Olson smashed 24 home runs in just 59 games this year and hit 15 of those home runs in a span of just 21 games, a feat never accomplished by an Athletics player before. He also went on a home run streak that lasted five games, an A’s rookie record. The outstanding performance put on by Olson down the stretch of this season has drawn national praise, with CBS Sports even referring to him as “Oakland’s first baseman of the future.”

While Olson appreciates the acclaim that has recently come his way, he said it was also nice “flying under the radar and kinda just doing my thing” without a spotlight.

The incredible numbers produced by Olson this year have not come by happenstance. He credits his success in part to a change in his stance over the plate, which established his stance as one of the most recognizable and unique in modern baseball.

“I moved my hands out in front of my body and I added a little toe tap,” Olson said. “The main goal of both was to put myself in a good position to swing every time, to give myself a clear path to the ball.”

While Olson has received a lot of attention this year because of his powerful swing, Chan Brown, his former coach at Parkview High School who has been a mentor throughout Olson’s journey, said the strongest part of Olson’s game is his baseball knowledge.

“Matt is probably one of the smartest baseball players I’ve ever coached,” Brown said. “He just has a knack of knowing where to be, what to do with the ball.” Brown cited a double play made by Olson during a September 13 game against the Boston Red Sox as an example of his baseball intelligence, a play which was featured in MLB.com’s Top 5 Plays of the Day list.

Brown said Olson showed signs that he could be a great player at the professional level throughout his time at Parkview, but specifically stood out when he helped lead the school’s baseball team to win state championships during Olson’s junior and senior years. Praising Olson’s performance in the finals, which included game-winning home runs on both occasions, Brown said Olson was “always Mr. Clutch and always Mr. Consistency” as well as an impactful leader for the team.
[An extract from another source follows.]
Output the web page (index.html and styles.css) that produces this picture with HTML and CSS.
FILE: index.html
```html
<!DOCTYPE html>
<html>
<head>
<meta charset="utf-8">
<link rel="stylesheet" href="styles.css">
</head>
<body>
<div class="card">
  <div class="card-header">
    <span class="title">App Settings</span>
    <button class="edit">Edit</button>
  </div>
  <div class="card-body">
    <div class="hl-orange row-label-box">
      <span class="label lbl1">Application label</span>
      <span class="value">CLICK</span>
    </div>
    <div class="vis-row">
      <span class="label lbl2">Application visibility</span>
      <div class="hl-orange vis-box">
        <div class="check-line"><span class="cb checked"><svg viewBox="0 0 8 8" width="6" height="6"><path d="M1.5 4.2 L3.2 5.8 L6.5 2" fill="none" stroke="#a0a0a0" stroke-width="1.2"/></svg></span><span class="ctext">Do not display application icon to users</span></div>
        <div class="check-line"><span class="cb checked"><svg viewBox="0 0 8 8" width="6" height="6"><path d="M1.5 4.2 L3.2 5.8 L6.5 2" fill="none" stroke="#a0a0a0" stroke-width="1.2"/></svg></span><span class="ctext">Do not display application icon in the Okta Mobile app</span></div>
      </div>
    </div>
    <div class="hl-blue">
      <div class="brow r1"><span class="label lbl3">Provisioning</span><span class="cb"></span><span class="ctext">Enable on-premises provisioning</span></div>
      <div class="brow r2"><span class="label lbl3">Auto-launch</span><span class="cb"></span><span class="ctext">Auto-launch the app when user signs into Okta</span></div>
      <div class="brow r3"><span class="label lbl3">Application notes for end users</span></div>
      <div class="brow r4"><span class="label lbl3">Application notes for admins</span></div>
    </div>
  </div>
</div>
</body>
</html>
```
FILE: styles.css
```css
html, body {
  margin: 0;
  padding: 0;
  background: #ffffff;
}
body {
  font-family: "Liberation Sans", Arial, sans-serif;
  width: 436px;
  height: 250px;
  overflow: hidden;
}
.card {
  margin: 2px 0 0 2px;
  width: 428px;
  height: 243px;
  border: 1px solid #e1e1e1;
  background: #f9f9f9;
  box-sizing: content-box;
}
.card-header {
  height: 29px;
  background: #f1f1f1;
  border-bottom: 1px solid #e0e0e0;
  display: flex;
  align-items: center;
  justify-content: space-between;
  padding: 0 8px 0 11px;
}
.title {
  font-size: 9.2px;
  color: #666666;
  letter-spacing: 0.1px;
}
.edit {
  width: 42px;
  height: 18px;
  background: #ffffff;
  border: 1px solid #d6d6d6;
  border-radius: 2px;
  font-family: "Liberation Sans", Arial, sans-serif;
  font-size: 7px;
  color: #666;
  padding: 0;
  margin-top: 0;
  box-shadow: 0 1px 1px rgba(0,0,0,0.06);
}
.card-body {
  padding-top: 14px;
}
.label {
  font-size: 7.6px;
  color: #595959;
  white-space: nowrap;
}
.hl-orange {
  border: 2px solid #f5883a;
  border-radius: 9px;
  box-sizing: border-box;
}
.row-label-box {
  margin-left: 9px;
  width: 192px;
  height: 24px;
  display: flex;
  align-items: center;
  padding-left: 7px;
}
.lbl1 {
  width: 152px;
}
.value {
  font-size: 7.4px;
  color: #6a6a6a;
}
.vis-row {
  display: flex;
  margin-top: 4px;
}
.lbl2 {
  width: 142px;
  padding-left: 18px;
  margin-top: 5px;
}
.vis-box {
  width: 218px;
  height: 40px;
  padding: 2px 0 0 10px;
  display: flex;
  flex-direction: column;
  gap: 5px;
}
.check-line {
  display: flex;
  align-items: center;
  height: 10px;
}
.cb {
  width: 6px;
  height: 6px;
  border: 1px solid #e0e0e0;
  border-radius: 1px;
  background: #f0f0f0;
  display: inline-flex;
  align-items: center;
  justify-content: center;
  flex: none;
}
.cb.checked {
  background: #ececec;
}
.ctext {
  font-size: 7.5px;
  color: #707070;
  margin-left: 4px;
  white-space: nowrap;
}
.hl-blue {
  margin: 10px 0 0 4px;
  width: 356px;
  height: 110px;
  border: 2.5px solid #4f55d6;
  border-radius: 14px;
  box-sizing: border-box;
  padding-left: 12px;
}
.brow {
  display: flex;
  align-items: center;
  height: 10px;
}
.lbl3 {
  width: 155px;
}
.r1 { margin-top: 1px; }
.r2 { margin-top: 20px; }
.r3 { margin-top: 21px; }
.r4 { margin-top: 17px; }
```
With hopes of continuing his success in 2018, Olson is going into the offseason ready to begin training that will include time spent in Atlanta and Duluth. His offseason will be starting early this year as the Athletics are not in contention to reach the playoffs, but Olson believes that they could be playing postseason baseball next year.

“We definitely have a chance to be [in the playoffs next year],” Olson said. “We have it in us and we just need to get it all clicking together.”

If Olson goes into 2018 performing at the level he’s finishing this season (which concludes with this weekend’s series against the Texas Rangers), the Athletics will be poised nicely to get it clicking just as Olson hopes for.